> **Request**
Check every line below for the word "Output" and copy each one that has it.

******

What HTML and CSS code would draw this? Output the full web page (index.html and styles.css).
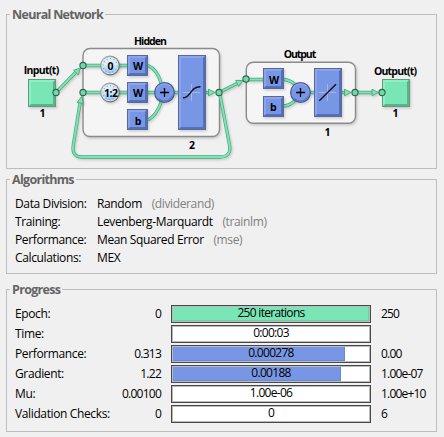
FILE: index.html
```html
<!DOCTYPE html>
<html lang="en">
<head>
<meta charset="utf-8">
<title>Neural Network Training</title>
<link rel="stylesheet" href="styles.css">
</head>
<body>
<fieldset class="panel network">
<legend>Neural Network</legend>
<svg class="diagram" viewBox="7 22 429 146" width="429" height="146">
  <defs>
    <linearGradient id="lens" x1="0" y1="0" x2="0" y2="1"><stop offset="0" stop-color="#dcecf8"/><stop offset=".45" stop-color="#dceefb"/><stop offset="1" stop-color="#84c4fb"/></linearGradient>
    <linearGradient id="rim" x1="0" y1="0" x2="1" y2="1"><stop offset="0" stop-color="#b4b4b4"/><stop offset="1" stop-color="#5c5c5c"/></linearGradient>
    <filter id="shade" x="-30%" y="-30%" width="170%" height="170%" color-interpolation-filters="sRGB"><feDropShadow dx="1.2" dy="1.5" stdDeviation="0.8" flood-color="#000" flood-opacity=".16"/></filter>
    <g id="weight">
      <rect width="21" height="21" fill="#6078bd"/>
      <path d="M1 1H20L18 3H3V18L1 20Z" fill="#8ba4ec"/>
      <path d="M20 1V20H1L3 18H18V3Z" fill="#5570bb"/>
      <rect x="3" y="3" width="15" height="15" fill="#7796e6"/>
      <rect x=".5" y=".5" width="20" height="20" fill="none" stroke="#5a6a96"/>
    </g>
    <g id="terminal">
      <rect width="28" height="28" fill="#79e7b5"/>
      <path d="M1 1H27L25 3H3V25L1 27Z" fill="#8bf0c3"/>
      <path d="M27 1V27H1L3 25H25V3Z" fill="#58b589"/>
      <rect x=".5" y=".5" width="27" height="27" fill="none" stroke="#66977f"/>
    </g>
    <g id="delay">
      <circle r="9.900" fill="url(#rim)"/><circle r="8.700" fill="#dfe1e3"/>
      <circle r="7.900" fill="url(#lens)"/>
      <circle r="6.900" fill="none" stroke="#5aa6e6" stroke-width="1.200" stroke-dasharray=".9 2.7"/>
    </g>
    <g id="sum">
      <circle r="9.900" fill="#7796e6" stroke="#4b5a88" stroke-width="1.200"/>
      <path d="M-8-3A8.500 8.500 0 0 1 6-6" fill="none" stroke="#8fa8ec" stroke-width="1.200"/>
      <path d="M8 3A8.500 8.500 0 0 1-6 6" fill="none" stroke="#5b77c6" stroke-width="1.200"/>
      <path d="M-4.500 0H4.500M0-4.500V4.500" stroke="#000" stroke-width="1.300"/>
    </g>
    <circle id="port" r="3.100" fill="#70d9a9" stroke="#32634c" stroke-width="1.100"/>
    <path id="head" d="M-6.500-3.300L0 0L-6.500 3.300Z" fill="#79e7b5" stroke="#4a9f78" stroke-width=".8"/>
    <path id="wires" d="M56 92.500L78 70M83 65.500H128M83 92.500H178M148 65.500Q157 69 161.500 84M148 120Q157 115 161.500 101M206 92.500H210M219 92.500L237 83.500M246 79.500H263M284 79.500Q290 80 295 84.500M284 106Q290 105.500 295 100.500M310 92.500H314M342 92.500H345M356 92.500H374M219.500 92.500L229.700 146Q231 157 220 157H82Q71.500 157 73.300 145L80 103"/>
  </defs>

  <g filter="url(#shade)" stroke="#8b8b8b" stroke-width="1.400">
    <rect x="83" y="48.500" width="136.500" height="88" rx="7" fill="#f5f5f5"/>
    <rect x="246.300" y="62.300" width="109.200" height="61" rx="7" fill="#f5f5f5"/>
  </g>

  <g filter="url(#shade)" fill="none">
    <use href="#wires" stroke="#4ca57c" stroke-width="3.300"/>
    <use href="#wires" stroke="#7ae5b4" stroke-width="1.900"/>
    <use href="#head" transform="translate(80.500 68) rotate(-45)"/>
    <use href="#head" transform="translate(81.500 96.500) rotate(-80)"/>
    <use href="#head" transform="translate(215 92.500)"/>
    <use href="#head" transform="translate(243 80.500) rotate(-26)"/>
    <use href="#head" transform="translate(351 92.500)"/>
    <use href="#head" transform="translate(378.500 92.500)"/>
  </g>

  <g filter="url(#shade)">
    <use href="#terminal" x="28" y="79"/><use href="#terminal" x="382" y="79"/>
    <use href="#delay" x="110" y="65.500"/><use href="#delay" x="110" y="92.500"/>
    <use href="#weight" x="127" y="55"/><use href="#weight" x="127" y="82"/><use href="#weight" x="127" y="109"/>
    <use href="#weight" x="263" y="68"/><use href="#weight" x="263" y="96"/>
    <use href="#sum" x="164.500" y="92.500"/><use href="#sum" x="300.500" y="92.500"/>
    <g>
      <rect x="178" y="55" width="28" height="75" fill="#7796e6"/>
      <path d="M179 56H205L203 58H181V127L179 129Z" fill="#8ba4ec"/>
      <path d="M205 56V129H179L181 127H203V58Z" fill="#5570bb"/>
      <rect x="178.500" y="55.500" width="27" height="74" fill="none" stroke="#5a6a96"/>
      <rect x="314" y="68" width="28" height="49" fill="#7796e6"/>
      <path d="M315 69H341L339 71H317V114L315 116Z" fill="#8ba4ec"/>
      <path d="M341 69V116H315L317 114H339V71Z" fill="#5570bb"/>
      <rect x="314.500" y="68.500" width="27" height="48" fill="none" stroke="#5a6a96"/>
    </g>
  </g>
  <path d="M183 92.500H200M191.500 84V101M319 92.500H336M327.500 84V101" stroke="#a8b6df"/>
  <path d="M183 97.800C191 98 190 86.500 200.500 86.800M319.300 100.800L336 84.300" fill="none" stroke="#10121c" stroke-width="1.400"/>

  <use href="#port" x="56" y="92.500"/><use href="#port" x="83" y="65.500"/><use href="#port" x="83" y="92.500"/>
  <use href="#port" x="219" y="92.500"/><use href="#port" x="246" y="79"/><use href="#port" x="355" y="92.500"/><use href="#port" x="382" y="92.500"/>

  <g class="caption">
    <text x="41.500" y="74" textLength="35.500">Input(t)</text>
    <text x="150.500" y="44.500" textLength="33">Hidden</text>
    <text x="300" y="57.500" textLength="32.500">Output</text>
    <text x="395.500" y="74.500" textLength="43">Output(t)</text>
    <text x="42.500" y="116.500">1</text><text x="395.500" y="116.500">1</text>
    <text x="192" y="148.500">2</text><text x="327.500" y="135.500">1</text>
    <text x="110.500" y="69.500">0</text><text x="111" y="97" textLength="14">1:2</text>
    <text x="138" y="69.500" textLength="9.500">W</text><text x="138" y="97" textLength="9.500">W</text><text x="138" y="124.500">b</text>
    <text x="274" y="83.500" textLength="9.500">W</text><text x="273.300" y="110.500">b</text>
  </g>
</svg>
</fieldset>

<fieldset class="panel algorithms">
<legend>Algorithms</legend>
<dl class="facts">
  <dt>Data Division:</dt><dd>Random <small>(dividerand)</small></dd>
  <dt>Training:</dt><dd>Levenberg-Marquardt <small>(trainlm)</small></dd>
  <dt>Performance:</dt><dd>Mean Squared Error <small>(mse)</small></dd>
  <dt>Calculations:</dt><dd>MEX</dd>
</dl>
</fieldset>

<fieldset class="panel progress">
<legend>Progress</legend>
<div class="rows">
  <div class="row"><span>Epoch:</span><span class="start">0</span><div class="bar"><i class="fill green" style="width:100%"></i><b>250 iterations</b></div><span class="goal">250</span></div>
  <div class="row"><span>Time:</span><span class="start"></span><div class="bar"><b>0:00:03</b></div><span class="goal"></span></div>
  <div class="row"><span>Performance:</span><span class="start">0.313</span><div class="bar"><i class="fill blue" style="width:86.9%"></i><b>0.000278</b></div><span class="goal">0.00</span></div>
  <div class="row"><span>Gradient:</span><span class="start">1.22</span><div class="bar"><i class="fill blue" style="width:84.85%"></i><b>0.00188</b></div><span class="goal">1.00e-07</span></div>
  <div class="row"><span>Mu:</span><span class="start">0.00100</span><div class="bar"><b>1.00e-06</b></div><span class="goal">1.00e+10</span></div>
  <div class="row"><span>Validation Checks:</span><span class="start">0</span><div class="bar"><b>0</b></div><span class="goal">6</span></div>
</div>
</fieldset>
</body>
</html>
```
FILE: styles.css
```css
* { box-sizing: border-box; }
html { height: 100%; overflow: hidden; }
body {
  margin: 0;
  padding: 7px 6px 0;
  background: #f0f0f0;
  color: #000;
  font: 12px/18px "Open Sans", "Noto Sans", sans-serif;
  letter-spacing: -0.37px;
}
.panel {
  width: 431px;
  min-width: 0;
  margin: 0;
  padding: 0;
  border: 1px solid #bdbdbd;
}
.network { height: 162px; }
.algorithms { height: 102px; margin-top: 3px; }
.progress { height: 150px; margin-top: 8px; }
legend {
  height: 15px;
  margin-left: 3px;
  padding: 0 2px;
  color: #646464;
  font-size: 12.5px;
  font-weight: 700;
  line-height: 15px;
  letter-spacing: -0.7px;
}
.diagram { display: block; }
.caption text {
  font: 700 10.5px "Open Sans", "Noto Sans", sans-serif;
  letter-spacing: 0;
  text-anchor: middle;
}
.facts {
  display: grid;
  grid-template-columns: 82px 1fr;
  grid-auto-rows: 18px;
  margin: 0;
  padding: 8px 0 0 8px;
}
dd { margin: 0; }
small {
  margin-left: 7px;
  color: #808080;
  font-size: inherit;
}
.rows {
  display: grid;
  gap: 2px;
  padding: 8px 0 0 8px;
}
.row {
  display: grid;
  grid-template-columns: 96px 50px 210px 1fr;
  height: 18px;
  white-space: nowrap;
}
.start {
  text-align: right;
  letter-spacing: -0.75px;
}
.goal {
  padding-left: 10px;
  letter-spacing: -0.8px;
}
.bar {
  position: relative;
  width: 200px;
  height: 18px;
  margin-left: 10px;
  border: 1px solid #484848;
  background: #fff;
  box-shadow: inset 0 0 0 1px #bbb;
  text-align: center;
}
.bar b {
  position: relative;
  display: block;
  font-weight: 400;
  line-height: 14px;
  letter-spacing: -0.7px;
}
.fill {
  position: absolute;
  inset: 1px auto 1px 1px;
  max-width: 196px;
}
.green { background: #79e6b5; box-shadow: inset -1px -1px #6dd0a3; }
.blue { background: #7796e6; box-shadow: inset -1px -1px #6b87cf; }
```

******

> **The result**
What HTML and CSS code would draw this? Output the full web page (index.html and styles.css).
    <text x="300" y="57.500" textLength="32.500">Output</text>
    <text x="395.500" y="74.500" textLength="43">Output(t)</text>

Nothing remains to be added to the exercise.